Ingres, Portrait of Mme Armand Bertin née Cécile Dollfus, 1843. Private collection

The final painting was completed within a month at Bertin's estate of retreat, Le Château des Roches, in Bièvres, Essonne. Ingres made daily visits while Bertin entertained guests such as Victor Hugo, his mistress Juliette Drouet, Hector Berlioz and later Franz Liszt and Charles Gounod.[5] Ingres later made drawings of the Bertin family, including a depiction of his host's wife and their son Armand and daughter-in-law, Cécile.[6]

Ingres' early career coincided with the Romantic movement, which reacted against the prevailing neoclassical style. Neoclassicism in French art had developed as artists saw themselves as part of the cultural center of Europe, and France as the successor to Rome.[7] Romantic painting was freer and more expressive, preoccupied more with colour than with line or form, and more focused on style than on subject matter. Paintings based on classical themes fell out of fashion, replaced by contemporary rather than historical subject matter, especially in portraiture. Ingres resisted this trend,[8] and wrote, "The history painter shows the species in general; while the portrait painter represents only the specific individual—a model often ordinary and full of shortcomings."[9]
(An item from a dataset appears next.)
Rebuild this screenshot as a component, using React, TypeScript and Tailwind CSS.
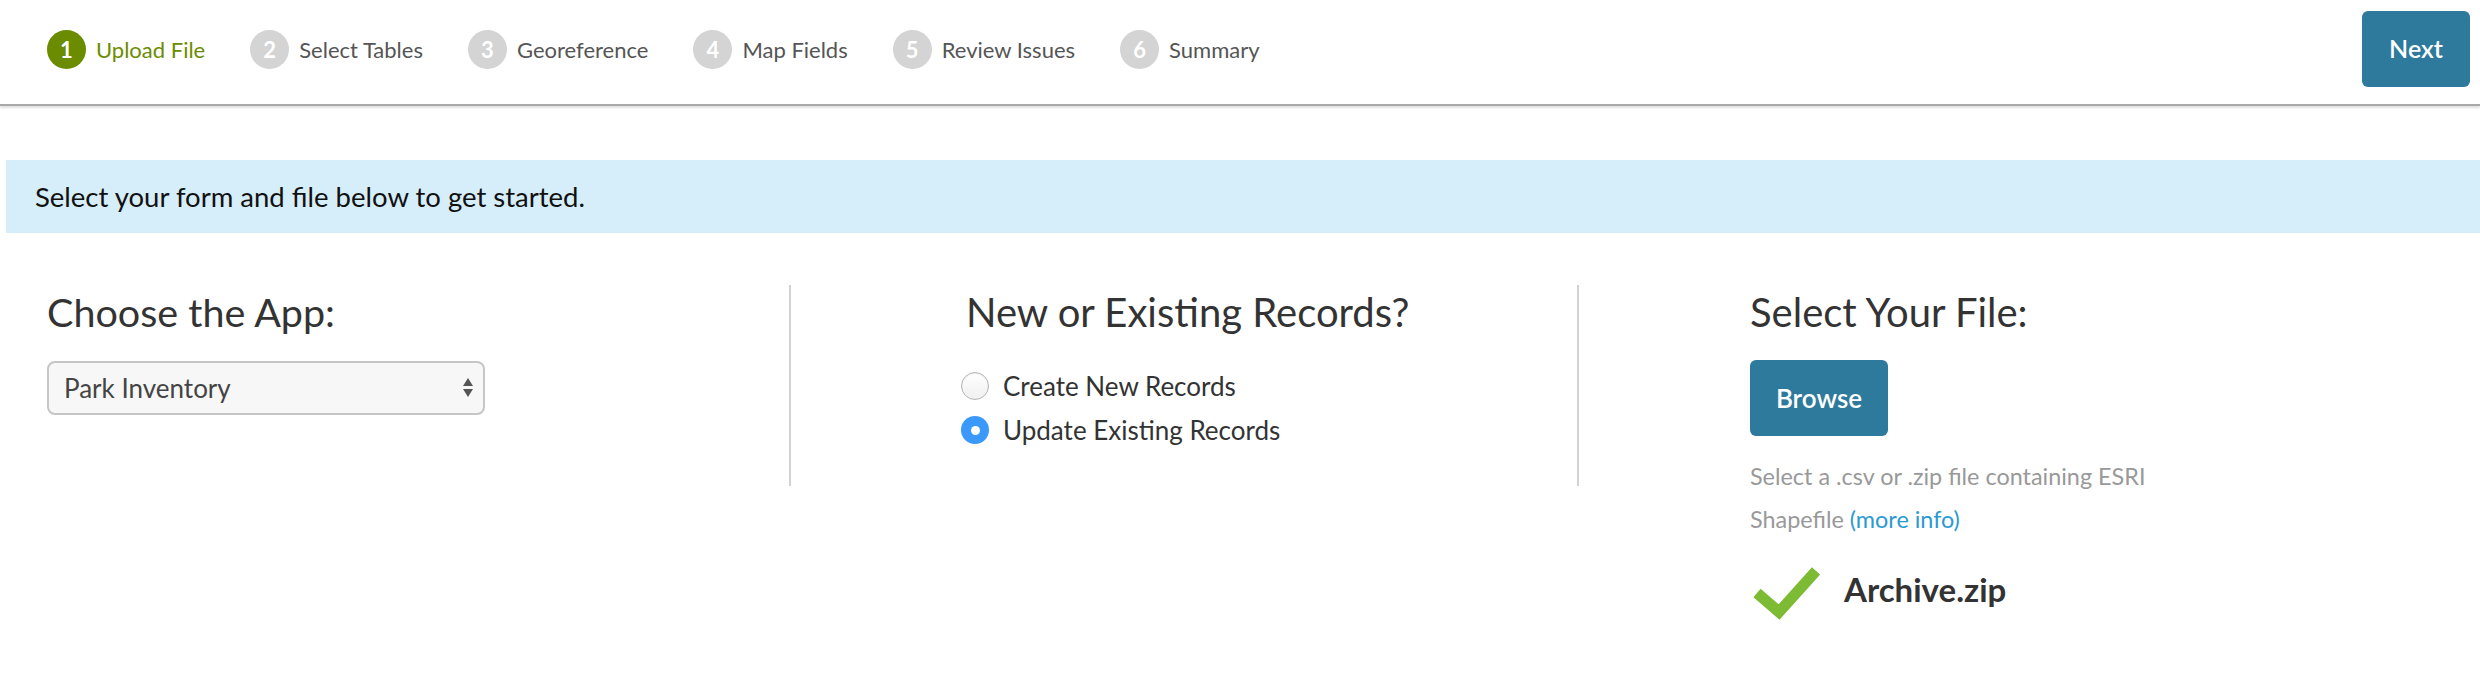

His early source of income was commissioned portraits, a genre he dismissed as lacking in grandeur. The success of his The Vow of Louis XIII at the 1824 Salon marked an abrupt change in his fortunes: he received a series of commissions for large history paintings, and for the next decade he painted few portraits.[10] His financial difficulties behind him, Ingres could afford to concentrate on historical subjects, although he was highly sought-after as a portraitist. He wrote in 1847, "Damned portraits, they are so difficult to do that they prevent me getting on with greater things that I could do more quickly."[11] His female portraits were more successful than his male portraits. The 1814 Portrait of Madame de Senonnes was described as "to the feminine what the Louvre's Bertin is to the masculine". The sitter for his 1848 Portrait of Baronne de Rothschild looks out at the viewer with the same directness as Bertin, but is softened by her attractive dress and relaxed pose; she is engaging and sympathetic rather than tough and imposing.[11]

The portrait

Preparation and execution

Ingres, 1832 study on black charcoal and graphite on paper. Musée Ingres, Montauban

Ingres was self-critical and consumed by self-doubt. He often took months to complete a portrait,[12] leaving large periods of inactivity between sittings. With Bertin, he agonised in finding a pose to best convey both the man's restless energy and his age. At least seven studies survive,[13] three are signed and dated. Ingres was a master draftsman and the sketches, if not fully realised, are highly regarded in their own right. The sketches are exemplary in their handling of line and form, and similar in size.[14]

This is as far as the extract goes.